Channel Mix, Tactics Iteration and Testing
The final step in building our measurement framework is to start using it. We can now look at which channels seem to be contributing well or poorly to our objectives. Once we have focussed in on a channel we can look at which indicators we may be able to adjust in order to improve things. This will allow us to develop new tactical campaigns that may, for example, grow our email list, improve our open rate, get us more X (formally Twitter) followers, or improve any of our channel’s indicators. Once we have done this, we can see what impact this has on the channel’s contribution percentage and then continue to iterate through this process.

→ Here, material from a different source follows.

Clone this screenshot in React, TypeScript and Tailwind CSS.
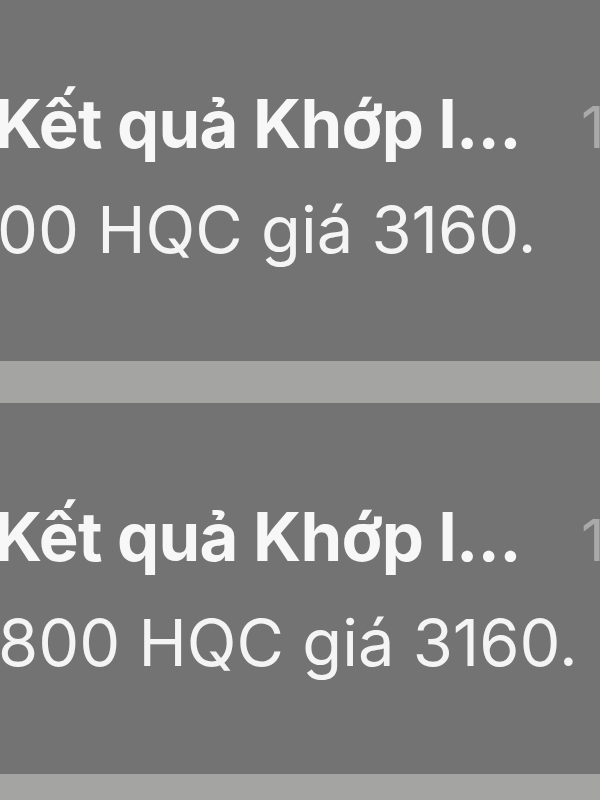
import React from 'react';

interface Notice {
  title: string;
  body: string;
  time: string;
  bodyShift: string;
}

const notices: Notice[] = [
  { title: 'Kết quả Khớp l...', body: '00 HQC giá 3160.', time: '1 giờ trước', bodyShift: '-ml-[3px]' },
  { title: 'Kết quả Khớp l...', body: '800 HQC giá 3160.', time: '1 giờ trước', bodyShift: '-ml-[2px]' },
  { title: 'Kết quả Khớp l...', body: '500 HQC giá 3160.', time: '1 giờ trước', bodyShift: '-ml-[2px]' },
];

export default function App() {
  return (
    <div
      className="h-[800px] w-[600px] overflow-hidden bg-[#a4a5a3] text-white"
      style={{ fontFamily: 'Inter, "Noto Sans", sans-serif' }}
    >
      <div className="-mt-[10px] flex flex-col gap-[42px]">
        {notices.map((n, i) => (
          <div key={i} className="h-[371px] shrink-0 overflow-hidden bg-[#737373] pt-[82px]">
            <div className="flex items-baseline whitespace-nowrap leading-[103px]">
              <span className="-ml-[6px] shrink-0 text-[67px] font-bold tracking-[-0.7px] text-[#f7f7f7]">
                {n.title}
              </span>
              <span className="ml-[60px] shrink-0 text-[58px] text-[#a9a9a9]">{n.time}</span>
            </div>
            <div className={`${n.bodyShift} whitespace-nowrap text-[65px] leading-[102px] text-[#f4f4f4]`}>
              {n.body}
            </div>
          </div>
        ))}
      </div>
    </div>
  );
}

We should update our dashboard on a regular basis (normally monthly or quarterly) and then review with a group of appropriate stakeholders. We attempt to glean insights, come up with a hypothesis (like posting more regularly might improve things), implement this and then revisit in the next period. I may see that posting more regularly, for example, lead to an increase in contribution of that channel. Any of my indicators changing is interesting, but unless they shift the contribution score for that channel it hasn't really moved the needle. This approach allows us to build an optimum marketing channel mix and keep adjusting it according to changes that happen in the market we are serving.
Conclusions
Although building a Digital Marketing Dashboard is not necessarily easy, it will allow us to effectively build and measure our digital efforts and work through towards understanding the ROI for each of these channels. Once this is achieved it becomes a lot easier to secure and justify more budget and to continue to improve our business results.